Another common problem is overbuying features. Nonprofits often do not need every advanced capability on day one. If the board only needs secure packets, minutes, and approvals, a sprawling enterprise package can create more complexity than value. I usually recommend starting with the smallest feature set that solves the actual pain points, then expanding only when the board has proven it will use the system consistently.
Training deserves more attention than vendors sometimes admit. People do not resist board software because they hate efficiency; they resist because they do not want to relearn a process for a meeting that only happens monthly or quarterly. Short, role-specific onboarding works better than generic product tours. The same is true for migration: if old minutes, policies, and packets are not moved in a clean way, members will keep referring back to email or paper archives.
In short, software cannot repair weak governance habits on its own. It can only make good habits faster and more visible, which brings the discussion to the real test of any platform.

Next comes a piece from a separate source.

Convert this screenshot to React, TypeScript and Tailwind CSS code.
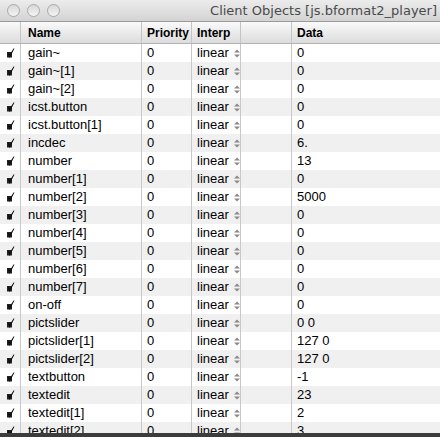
import React from 'react';

interface Row {
    name: string;
    data: string;
}

const rows: Row[] = [
    { name: 'gain~', data: '0' },
    { name: 'gain~[1]', data: '0' },
    { name: 'gain~[2]', data: '0' },
    { name: 'icst.button', data: '0' },
    { name: 'icst.button[1]', data: '0' },
    { name: 'incdec', data: '6.' },
    { name: 'number', data: '13' },
    { name: 'number[1]', data: '0' },
    { name: 'number[2]', data: '5000' },
    { name: 'number[3]', data: '0' },
    { name: 'number[4]', data: '0' },
    { name: 'number[5]', data: '0' },
    { name: 'number[6]', data: '0' },
    { name: 'number[7]', data: '0' },
    { name: 'on-off', data: '0' },
    { name: 'pictslider', data: '0 0' },
    { name: 'pictslider[1]', data: '127 0' },
    { name: 'pictslider[2]', data: '127 0' },
    { name: 'textbutton', data: '-1' },
    { name: 'textedit', data: '23' },
    { name: 'textedit[1]', data: '2' },
    { name: 'textedit[2]', data: '3' },
];

const Check = () => (
    <svg width="9" height="11" viewBox="0 0 9 11" className="shrink-0">
        <rect x="1" y="4" width="5" height="5.5" fill="#222" />
        <path d="M1.5 5 L3.5 10 L8.5 0.5 L7.5 0.5 L3.8 6.5 L2.5 4.5 Z" fill="#111" />
    </svg>
);

const Stepper = () => (
    <svg width="6" height="9" viewBox="0 0 6 9" className="ml-[5px] shrink-0">
        <path d="M3 0.5 L6 3.5 L0 3.5 Z" fill="#8a8a8a" />
        <path d="M0 5.5 L6 5.5 L3 8.5 Z" fill="#8a8a8a" />
    </svg>
);

const Light = () => (
    <div className="w-[13px] h-[13px] rounded-full border border-[#a9a9a9] bg-gradient-to-b from-[#d8d8d8] to-[#f4f4f4]" />
);

const App: React.FC = () => {
    return (
        <div
            className="w-[440px] h-[437px] overflow-hidden bg-white flex flex-col text-[13px] text-black"
            style={{ fontFamily: '"Liberation Sans", Arial, sans-serif' }}
        >
            {/* Title bar */}
            <div
                className="h-[22px] shrink-0 flex items-center bg-gradient-to-b from-[#ececec] to-[#d3d3d3] border-b border-[#9a9a9a]"
                style={{ fontFamily: '"DejaVu Sans", sans-serif' }}
            >
                <div className="flex gap-[7px] pl-[7px]">
                    <Light />
                    <Light />
                    <Light />
                </div>
                <div className="ml-auto pr-[3px] text-[13px] text-[#4a4a4a]">
                    Client Objects [js.bformat2_player]
                </div>
            </div>

            {/* Header */}
            <div className="h-[22px] shrink-0 flex bg-gradient-to-b from-[#fafafa] to-[#dcdcdc] border-b border-[#b3b3b3] font-bold text-[12px]">
                <div className="w-[21px] border-r border-[#c4c4c4]" />
                <div className="w-[121px] border-r border-[#c4c4c4] pl-[7px] flex items-center">Name</div>
                <div className="w-[50px] border-r border-[#c4c4c4] pl-[5px] flex items-center">Priority</div>
                <div className="w-[49px] border-r border-[#c4c4c4] pl-[5px] flex items-center">Interp</div>
                <div className="w-[51px] border-r border-[#c4c4c4]" />
                <div className="flex-1 pl-[5px] flex items-center">Data</div>
            </div>

            {/* Rows */}
            <div className="flex-1 overflow-hidden">
                {rows.map((row, i) => (
                    <div
                        key={row.name}
                        className={`h-[18px] flex ${i % 2 === 0 ? 'bg-white' : 'bg-[#f0f0f0]'}`}
                    >
                        <div className="w-[21px] border-r border-[#c8c8c8] flex items-center justify-center">
                            <Check />
                        </div>
                        <div className="w-[121px] border-r border-[#c8c8c8] pl-[7px] flex items-center">{row.name}</div>
                        <div className="w-[50px] border-r border-[#c8c8c8] pl-[5px] flex items-center">0</div>
                        <div className="w-[49px] border-r border-[#c8c8c8] pl-[5px] flex items-center overflow-hidden">
                            linear
                            <Stepper />
                        </div>
                        <div className="w-[51px] border-r border-[#c8c8c8]" />
                        <div className="flex-1 pl-[5px] flex items-center">{row.data}</div>
                    </div>
                ))}
            </div>

            {/* Bottom edge */}
            <div className="h-[4px] shrink-0 bg-[#3c3c3c]" />
        </div>
    );
};

export default App;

The real test is whether the board uses it
The best board software is not the one with the longest feature list. It is the one that the board secretary, executive director, committee chairs, and volunteer directors can all use without friction. If it reduces preparation time, protects records, and makes meetings easier to run, it is doing its job.
For nonprofits, the practical goal is simple: less administrative drag, better governance, and clearer accountability. If a platform helps your board read materials on time, make decisions cleanly, and preserve a reliable record of what happened, it is worth serious attention. If it only digitizes the same confusion, it is not an upgrade.My rule of thumb is straightforward: choose the tool that fits the board’s workflow, not the tool that looks most impressive in a demo. That approach keeps the mission at the center, which is exactly where nonprofit governance belongs.